Joe Biden, democratic presidential nominee traveled to Warm Springs, Georgia, on Tuesday to borrow language and imagery from a titan of his party’s past in the closing days of the campaign about how to heal the country of the coronavirus pandemic and of bitter political divisions.
The late US President Franklin Delano Roosevelt, who contracted polio in 1921 and suffered paralysis, visited the mineral springs for his health often. After leading the country out of the Great Depression and through most of World War II, Roosevelt died April 12, 1945, while drafting a speech that Biden borrowed as a guide for his own prospective administration.
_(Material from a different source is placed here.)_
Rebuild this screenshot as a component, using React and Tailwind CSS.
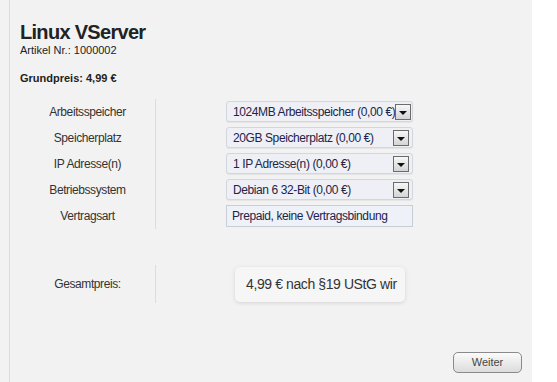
function Arrow() {
  return (
    <span className="flex h-[16px] w-[16px] shrink-0 items-end justify-center border border-[#6b6b6b] bg-gradient-to-b from-[#f7f7f7] to-[#d4d4d4] pb-[4px]">
      <span className="h-0 w-0 border-x-[4px] border-t-[4px] border-x-transparent border-t-[#111]" />
    </span>
  )
}

function SelectBox({ value }) {
  return (
    <div className="flex h-[21px] w-[187px] items-center justify-between rounded-[3px] border border-[#d3d6dc] bg-[#eef0f5] pl-[6px] pr-[3px] shadow-[0_1px_1px_rgba(0,0,0,0.06)]">
      <span className="whitespace-nowrap text-[12px] tracking-[-0.4px] text-[#23234a]">{value}</span>
      <Arrow />
    </div>
  )
}

const rows = [
  { label: 'Arbeitsspeicher', value: '1024MB Arbeitsspeicher (0,00 €)' },
  { label: 'Speicherplatz', value: '20GB Speicherplatz (0,00 €)' },
  { label: 'IP Adresse(n)', value: '1 IP Adresse(n) (0,00 €)' },
  { label: 'Betriebssystem', value: 'Debian 6 32-Bit (0,00 €)' },
]

export default function App() {
  return (
    <div className="flex h-[382px] w-full bg-white font-['Liberation_Sans',Arial,sans-serif]">
      <div className="h-full w-[532px] bg-[#f2f2f2] pl-[9px]">
        <div className="flex h-full flex-col border-l border-[#dcdcdc] pl-[10px]">
          {/* Header */}
          <h1 className="mt-[21px] text-[20px] font-bold leading-[23px] tracking-[-0.7px] text-[#222]">Linux VServer</h1>
          <p className="text-[11px] leading-[13px] text-[#222]">Artikel Nr.: 1000002</p>
          <p className="mt-[15px] text-[11px] font-bold leading-[13px] text-[#222]">Grundpreis: 4,99 €</p>

          {/* Options */}
          <div className="mt-[14px] flex">
            <div className="flex w-[136px] flex-col gap-[5px] border-r border-[#dcdcdc] py-[2px]">
              {rows.map((r) => (
                <div key={r.label} className="flex h-[21px] items-center justify-center text-[12px] tracking-[-0.4px] text-[#333]">
                  {r.label}
                </div>
              ))}
              <div className="flex h-[21px] items-center justify-center text-[12px] tracking-[-0.4px] text-[#333]">Vertragsart</div>
            </div>
            <div className="flex flex-col gap-[5px] py-[2px] pl-[70px]">
              {rows.map((r) => (
                <SelectBox key={r.label} value={r.value} />
              ))}
              <div className="flex h-[22px] w-[187px] items-center border border-[#c9cdd5] bg-[#eef1f7] pl-[5px] text-[12px] tracking-[-0.4px] text-[#23234a]">
                Prepaid, keine Vertragsbindung
              </div>
            </div>
          </div>

          {/* Total */}
          <div className="mt-[36px] flex">
            <div className="flex h-[38px] w-[136px] items-center justify-center border-r border-[#dcdcdc] text-[12px] tracking-[-0.4px] text-[#333]">
              Gesamtpreis:
            </div>
            <div className="ml-[79px] mt-[2px] flex h-[35px] w-[170px] items-center overflow-hidden whitespace-nowrap rounded-[5px] bg-[#f6f6f6] pl-[11px] text-[14px] tracking-[-0.4px] text-[#333] shadow-[0_1px_4px_rgba(0,0,0,0.12)]">
              4,99 € nach §19 UStG wir
            </div>
          </div>

          {/* Footer */}
          <div className="mt-auto mb-[9px] flex justify-end pr-[10px]">
            <button className="h-[21px] w-[69px] rounded-[5px] border border-[#8a8a8a] bg-gradient-to-b from-[#fbfbfb] to-[#dcdcdc] text-[11px] text-[#444]">
              Weiter
            </button>
          </div>
        </div>
      </div>
    </div>
  )
}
“In it he was to say: ‘Today … we must cultivate the science of human relationships — the ability of all peoples, of all kinds, to live together and work together in the same world at peace,’” Biden said. “To live together and work together. That’s how I see America. That’s how I see the presidency, and that’s how I see the future.”
Biden criticized Trump without naming him, saying the country needs a president who cares less about TV ratings and more about the American people, who looks not to settle scores but to find solutions, and who is guided not by wishful thinking but by science, reason and fact.
“That’s the kind of president I hope to be,” Biden said.
Trump’s campaign blasted the speech.
“Joe Biden today continued his despicable politicization of the coronavirus crisis, while being completely unburdened by the responsibility of leadership,” said Tim Murtaugh, a Trump campaign spokesman. “While President Trump led the nation in the unprecedented battle against the Chinese virus, Biden sat in his basement and suggested nothing that President Trump had not already done or was not already doing.”